The regulation will undergo full examination in both the INTA and agriculture (AGRI) committees. MEP Cowen sits on both, ensuring Ireland has a central and influential role as the text is reshaped.

Amendment

The Fianna Fáil MEP’s most consequential amendment confirms that the Commission must not be bound to rigid 10% thresholds when determining “injury to the sector”.

Sustained price deterioration, market instability or evidence of harm at EU or national level must be sufficient grounds to initiate an investigation.

This reflects direct assurances given to the MEP by senior DG AGRI officials earlier this month and responds to the information provided by Commissioner Šefcovic at his recent Oireachtas appearance.

His second amendment increases the frequency of Commission monitoring reports from every six months to every three, significantly tightening market surveillance

“The withdrawal of the urgent procedure earlier this week was essential.

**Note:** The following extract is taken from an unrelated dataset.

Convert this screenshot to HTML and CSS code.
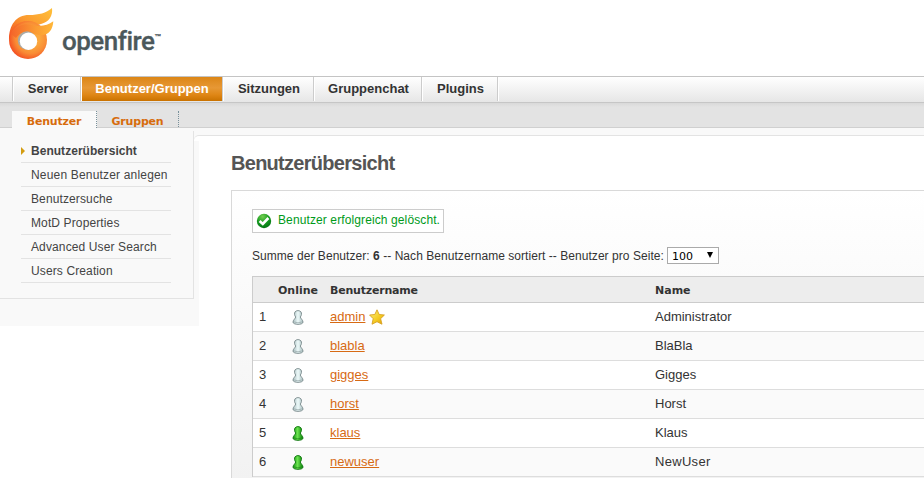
FILE: index.html
```html
<!DOCTYPE html>
<html lang="de">
<head>
<meta charset="utf-8">
<title>Openfire</title>
<link rel="stylesheet" href="styles.css">
</head>
<body>
<svg width="0" height="0" class="defs">
  <defs>
    <linearGradient id="grey" x1="0" x2="1"><stop offset="0" stop-color="#a9bdbf"/><stop offset=".5" stop-color="#edfafa"/><stop offset="1" stop-color="#a9bebf"/></linearGradient>
    <linearGradient id="green" x1="0" x2="1"><stop offset="0" stop-color="#149314"/><stop offset=".45" stop-color="#6be34f"/><stop offset="1" stop-color="#078007"/></linearGradient>
    <g id="pawn"><path d="M3.200 7C1.900 5.400 1.600 3.300 2.600 1.800C4.200.2 6.800.2 8.400 1.800C9.400 3.300 9.100 5.400 7.800 7C8.200 8.700 10.500 10 10.500 12.100C10.500 15.100 .5 15.100 .5 12.100C.5 10 2.800 8.700 3.200 7Z"/><path d="M2 12Q5.500 13.600 9 12" fill="none" stroke-width=".5"/></g>
  </defs>
</svg>
<header class="header">
  <svg class="flame" width="48" height="54" viewBox="0 0 48 54">
    <defs>
      <radialGradient id="ring" gradientUnits="userSpaceOnUse" cx="23" cy="31" r="24"><stop offset=".35" stop-color="#fba83e"/><stop offset=".65" stop-color="#f98c35"/><stop offset="1" stop-color="#f2421e"/></radialGradient>
      <linearGradient id="tail" x1="0" y1="1" x2="1" y2="0"><stop offset="0" stop-color="#f14a20"/><stop offset=".5" stop-color="#fb9a2f"/><stop offset="1" stop-color="#ffc13a"/></linearGradient>
      <linearGradient id="tail2" x1="0" x2="1"><stop offset="0" stop-color="#f4652a"/><stop offset=".6" stop-color="#fb9c33"/><stop offset="1" stop-color="#ffb739"/></linearGradient>
    </defs>
    <path d="M1 33C1 18 8 8 21 8C31 8 38 6 44 1C45 9 41 15 33 17L20 20L5 27Z" fill="url(#tail)"/>
    <circle cx="20" cy="33" r="19" fill="url(#ring)"/>
    <path d="M3 27C10 16 18 16 26 18.500C34 20 40 18 45.300 14.300C45 22 41 28.500 33 28.200C27 28 23 25 19 25C14 25 11 27 8 31Z" fill="url(#tail2)"/>
    <circle cx="19" cy="33.500" r="9.200" fill="#a9aaa8"/>
    <circle cx="20.500" cy="34.200" r="8.700" fill="#fff"/>
  </svg>
  <span class="brand">openfire</span><span class="tm">™</span>
</header>
<nav class="tabs">
  <a class="tab t1">Server</a><a class="tab t2 on">Benutzer/Gruppen</a><a class="tab t3">Sitzungen</a><a class="tab t4">Gruppenchat</a><a class="tab t5">Plugins</a><span class="rest"></span>
</nav>
<nav class="subtabs"><a class="sub here">Benutzer</a><a class="sub">Gruppen</a></nav>
<div class="page">
  <aside class="side">
    <ul class="menu">
      <li class="current"><span>Benutzerübersicht</span></li>
      <li class="wide">Neuen Benutzer anlegen</li>
      <li>Benutzersuche</li>
      <li>MotD Properties</li>
      <li>Advanced User Search</li>
      <li>Users Creation</li>
    </ul>
  </aside>
  <main class="main">
    <h1>Benutzerübersicht</h1>
    <section class="box">
      <div class="success">
        <svg width="16" height="16" viewBox="0 0 16 16"><defs><radialGradient id="ok" cx=".4" cy=".2" r=".9"><stop offset="0" stop-color="#72ce4f"/><stop offset=".5" stop-color="#159a20"/><stop offset="1" stop-color="#006a12"/></radialGradient></defs><circle cx="8" cy="8" r="7.200" fill="url(#ok)"/><path d="M3.600 8L6.800 11L12.400 5" fill="none" stroke="#fff" stroke-width="2.600"/></svg>
        <span>Benutzer erfolgreich gelöscht.</span>
      </div>
      <div class="summary"><span class="sum">Summe der Benutzer: <b>6</b> -- Nach Benutzername sortiert -- Benutzer pro Seite:</span><span class="select"><span>100</span><i></i></span></div>
      <div class="table">
        <div class="row head"><span></span><span class="c">Online</span><span class="tight">Benutzername</span><span>Name</span></div>
        <div class="row"><span>1</span><svg class="pawn off" viewBox="0 0 11 15"><use href="#pawn"/></svg><span><a>admin</a><svg class="star" width="16" height="16" viewBox="0 0 16 16"><defs><linearGradient id="gold" x2="1" y2="1"><stop offset="0" stop-color="#fff37c"/><stop offset=".6" stop-color="#f3c91f"/><stop offset="1" stop-color="#d99a0e"/></linearGradient></defs><path d="M8 .8L10.200 5.500L15.400 6L11.600 9.700L13 15.200L8 12.700L3 15.200L4.200 9.700L.6 6L5.800 5.500Z" fill="url(#gold)" stroke="#d8a021" stroke-width=".9"/></svg></span><span>Administrator</span></div>
        <div class="row"><span>2</span><svg class="pawn off" viewBox="0 0 11 15"><use href="#pawn"/></svg><span><a>blabla</a></span><span>BlaBla</span></div>
        <div class="row"><span>3</span><svg class="pawn off" viewBox="0 0 11 15"><use href="#pawn"/></svg><span><a>gigges</a></span><span>Gigges</span></div>
        <div class="row"><span>4</span><svg class="pawn off" viewBox="0 0 11 15"><use href="#pawn"/></svg><span><a>horst</a></span><span>Horst</span></div>
        <div class="row"><span>5</span><svg class="pawn live" viewBox="0 0 11 15"><use href="#pawn"/></svg><span><a>klaus</a></span><span>Klaus</span></div>
        <div class="row"><span>6</span><svg class="pawn live" viewBox="0 0 11 15"><use href="#pawn"/></svg><span><a>newuser</a></span><span class="loose">NewUser</span></div>
      </div>
    </section>
  </main>
</div>
</body>
</html>
```
FILE: styles.css
```css
* { box-sizing: border-box; }
html, body { height: 478px; overflow: hidden; }
body { margin: 0; background: #fff; color: #333; font: 12px "Liberation Sans", Arial, sans-serif; }
.defs { position: absolute; }
.header { height: 76px; display: flex; align-items: flex-start; padding: 7px 0 0 8px; }
.flame { display: block; }
.brand { font: 500 26px/34px Roboto, "Liberation Sans", sans-serif; color: #4b585b; margin: 17px 0 0 6px; letter-spacing: -.5px; -webkit-text-stroke: .3px #4b585b; }
.tm { font: bold 7px/8px "Liberation Sans", sans-serif; color: #4b585b; margin-top: 26px; -webkit-text-stroke: .2px #4b585b; }
.tabs { height: 27px; display: flex; padding-left: 12px; border-top: 1px solid #c4c4c4; border-bottom: 1px solid #c6c6c6; background: linear-gradient(#fff, #e6e6e6); }
.tab { height: 24px; border-left: 1px solid #ccc; box-shadow: inset 1px 0 #fff; text-align: center; padding-left: 2px; font: bold 13px/23px "Liberation Sans", Arial, sans-serif; color: #333; }
.t1 { width: 69px; border-right: 1px solid #ccc; padding-left: 3px; }
.t2 { width: 141px; }
.t3 { width: 91px; }
.t4 { width: 108px; }
.t5 { width: 76px; }
.rest { height: 24px; border-left: 1px solid #ccc; box-shadow: inset 1px 0 #fff; width: 2px; }
.tab.on { color: #fff; border-left: 1px solid #fff; padding-left: 0; background: linear-gradient(#dc8617, #e79835 45%, #df8615 75%, #c97200); box-shadow: none; }
.subtabs { height: 25px; display: flex; padding: 8px 0 0 12px; background: linear-gradient(#d9d9d9, #e3e3e3 4px); border-bottom: 1px solid #d0d0d0; }
.sub { height: 16px; border-right: 1px dotted #78909a; color: #d76c0d; font: bold 11px/21px "DejaVu Sans", Verdana, sans-serif; letter-spacing: -.2px; width: 82px; text-align: center; white-space: nowrap; }
.sub.here { width: 85px; height: 17px; background: #f9f9f9; }
.page { display: flex; align-items: flex-start; height: 350px; background: linear-gradient(#f9f9f9, #f9f9f9) 0 0 / 199px 198px no-repeat, linear-gradient(#f9f9f9, #f9f9f9) 0 0 / 100% 7px no-repeat; }
.side { width: 194px; height: 168px; margin-top: 3px; border-right: 1px solid #e3e3e3; border-bottom: 1px solid #e3e3e3; }
.menu { list-style: none; margin: 8px 0 0 21px; padding: 0; width: 150px; }
.menu li { height: 24px; border-bottom: 1px solid #e3e3e3; padding-left: 10px; line-height: 25px; color: #444; white-space: nowrap; letter-spacing: .12px; }
.menu .wide { letter-spacing: .18px; }
.menu .current { font-weight: bold; display: flex; align-items: center; padding: 0; letter-spacing: .03px; }
.current span { padding-top: 2px; }
.current::before { content: ""; border: 4px solid transparent; border-left-color: #d39c10; border-right: 0; margin-right: 6px; }
.main { flex: 1; height: 343px; margin-top: 7px; border-top: 1px solid #e3e3e3; border-top-left-radius: 5px; padding-left: 37px; background: linear-gradient(#f9f9f9, #f9f9f9) 0 5px / 5px 185px no-repeat, #fff; }
h1 { margin: 15px 0 0; font: bold 20px/24px "Liberation Sans", Arial, sans-serif; color: #555; letter-spacing: -.72px; }
.box { height: 300px; margin-top: 15px; border: 1px solid #d9d9d9; border-right: 0; padding: 18px 0 0 20px; background: linear-gradient(#fff, #f2f2f2 290px); }
.success { display: flex; align-items: center; width: 192px; height: 24px; border: 1px solid #ccc; background: #fff; padding-left: 3px; color: #009a1a; }
.success span { margin: -2px 0 0 6px; white-space: nowrap; letter-spacing: .11px; }
.summary { display: flex; align-items: center; height: 19px; margin-top: 13px; }
.sum { white-space: nowrap; width: 415px; letter-spacing: .05px; }
.select { display: flex; align-items: center; justify-content: space-between; width: 52px; height: 17px; border: 1px solid #aaa; background: #fff; color: #000; font: 11px "DejaVu Sans", Verdana, sans-serif; padding: 0 5px 0 4px; }
.select span { padding-top: 2px; }
.select i { border: 3.5px solid transparent; border-top: 6px solid #000; border-bottom: 0; margin-top: -2px; }
.table { margin-top: 11px; border-top: 1px solid #ccc; border-left: 1px solid #ccc; font-size: 13px; }
.row { display: grid; grid-template-columns: 19px 52px 325px 1fr; align-items: center; height: 29px; padding-left: 6px; border-bottom: 1px solid #ddd; background: #fff; }
.row:nth-child(odd) { background: #fafafa; }
.row > span { padding-bottom: 2px; }
.row.head { height: 26px; background: #ededed; border-color: #ccc; font: bold 11px "DejaVu Sans", Verdana, sans-serif; }
.row.head > span { padding: 2px 0 0; }
.tight { letter-spacing: -.2px; }
.loose { letter-spacing: .3px; }
.row > span:nth-child(3) { display: flex; align-items: center; }
.row a { color: #d76a14; text-decoration: underline; text-underline-offset: 1px; }
.c { text-align: center; width: 40px; }
.pawn { width: 12px; height: 15px; margin-left: 14px; }
.off { fill: url(#grey); stroke: #768789; stroke-width: .9; }
.live { fill: url(#green); stroke: #087208; stroke-width: .9; }
.star { margin: 1px 0 -1px 4px; }
```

Parliament must be able to strengthen this safeguard regulation properly, not wave it through in a matter of days. These amendments are a direct contribution to that work and reflect the concerns farmers have raised with me repeatedly," Cowen has said.

"For beef and other sensitive sectors, increased transparency matters. It means up-to-date information, clearer oversight and proper reporting on enhanced border checks – both at EU level and in individual member states," he said.

Other change

Meanwhile, the other change sets out in "black and white" that the Commission cannot hide behind the 10% thresholds, Cowen said.

"They were never meant to be rigid. If there is sustained pressure on prices, if there are signs of deterioration in the economic situation of the industry, that must be enough to trigger an investigation.

"This is exactly what DG AGRI officials confirmed to me earlier this month, but it was not reflected clearly in the text before us. Farmers need certainty and this amendment provides it," he said.

Cowen said that although he would vote against Mercosur, his mandate if it is enacted is to secure the strongest possible compensatory package for Irish farmers – one that is credible, enforceable and based on real market conditions.